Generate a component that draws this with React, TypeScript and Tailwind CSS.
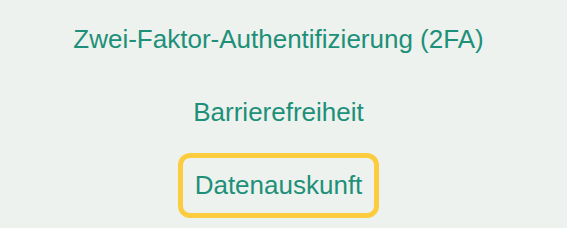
const links = [
  { label: "Zwei-Faktor-Authentifizierung (2FA)", focused: false },
  { label: "Barrierefreiheit", focused: false },
  { label: "Datenauskunft", focused: true },
];

export default function App() {
  return (
    <div className="min-h-[228px] w-full bg-[#eef2ee] pt-[7px] pr-[10px] font-['Liberation_Sans',Arial,sans-serif]">
      <ul className="flex flex-col items-center gap-2">
        {links.map((link) => (
          <li key={link.label}>
            <a
              href="#"
              className={
                link.focused
                  ? "block rounded-xl border-[5px] border-[#fbcd3e] px-3 py-2 text-[26px] leading-[39px] text-[#1d9079]"
                  : "block rounded-xl border-[5px] border-transparent px-3 py-2 text-[26px] leading-[39px] text-[#1d9079]"
              }
            >
              {link.label}
            </a>
          </li>
        ))}
      </ul>
    </div>
  );
}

===

### EXERCISE DETAILS
Repeat the material above in full and exactly, omitting the pictures.

### RESULT BELOW
Generate a component that draws this with React, TypeScript and Tailwind CSS.
const links = [
  { label: "Zwei-Faktor-Authentifizierung (2FA)", focused: false },
  { label: "Barrierefreiheit", focused: false },
  { label: "Datenauskunft", focused: true },
];

export default function App() {
  return (
    <div className="min-h-[228px] w-full bg-[#eef2ee] pt-[7px] pr-[10px] font-['Liberation_Sans',Arial,sans-serif]">
      <ul className="flex flex-col items-center gap-2">
        {links.map((link) => (
          <li key={link.label}>
            <a
              href="#"
              className={
                link.focused
                  ? "block rounded-xl border-[5px] border-[#fbcd3e] px-3 py-2 text-[26px] leading-[39px] text-[#1d9079]"
                  : "block rounded-xl border-[5px] border-transparent px-3 py-2 text-[26px] leading-[39px] text-[#1d9079]"
              }
            >
              {link.label}
            </a>
          </li>
        ))}
      </ul>
    </div>
  );
}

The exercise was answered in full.